A little after 3:30 p.m. Monday, schools chief Lynch said that after consulting with the San Diego County Office of Education, “SDUHSD will not be using district resources to investigate matters within the jurisdiction of other agencies.”
She said her school district would provide information to any outside agency with jurisdiction over these matters.
Lynch also reacted to Brown’s accusations that she is protecting Muir due to campaign support over the years.
“Every trustee elected to our board receives support from the constituents they serve, and as a private citizen I have supported candidates who advocated for our most vulnerable students, such as those with special needs, who often live at the poverty level and have one of the highest rates of unemployment and abuse, if not the highest,” she said.

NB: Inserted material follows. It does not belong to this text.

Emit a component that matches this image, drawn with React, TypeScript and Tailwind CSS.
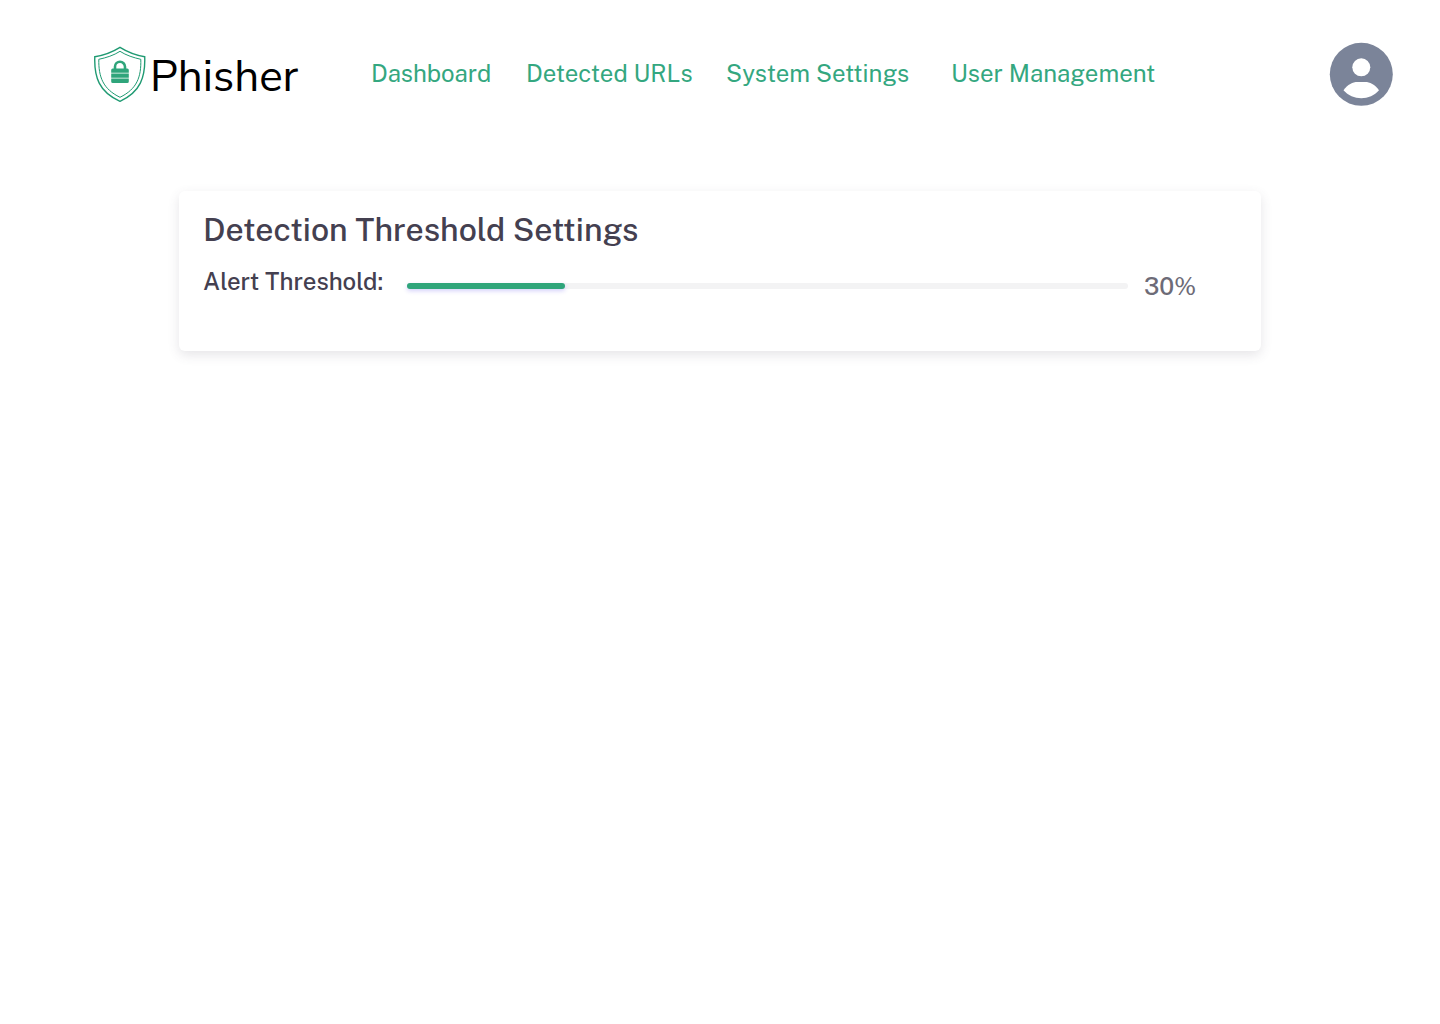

“Trustee Muir was the board candidate who most actively advocated for this population and other students’ needs. I take my role seriously and strongly disagree with any allegation that I have a conflict of interest that would prevent me from serving this district.”
In response to questions from Times of San Diego, Lynch added:
“This district’s focus should be on its students and the provision of the highest level of quality education to them. We are one of the highest performing districts in the State of California and I hope that any questions regarding a trustee are resolved quickly so the board and the district’s focus can remain on those efforts.”
She concluded: “Since day one I have reached out to our constituents and labor leadership, and have encouraged standing meetings with them to keep communications open. As we move forward this summer and prepare for this fall, that is where our focus should be.”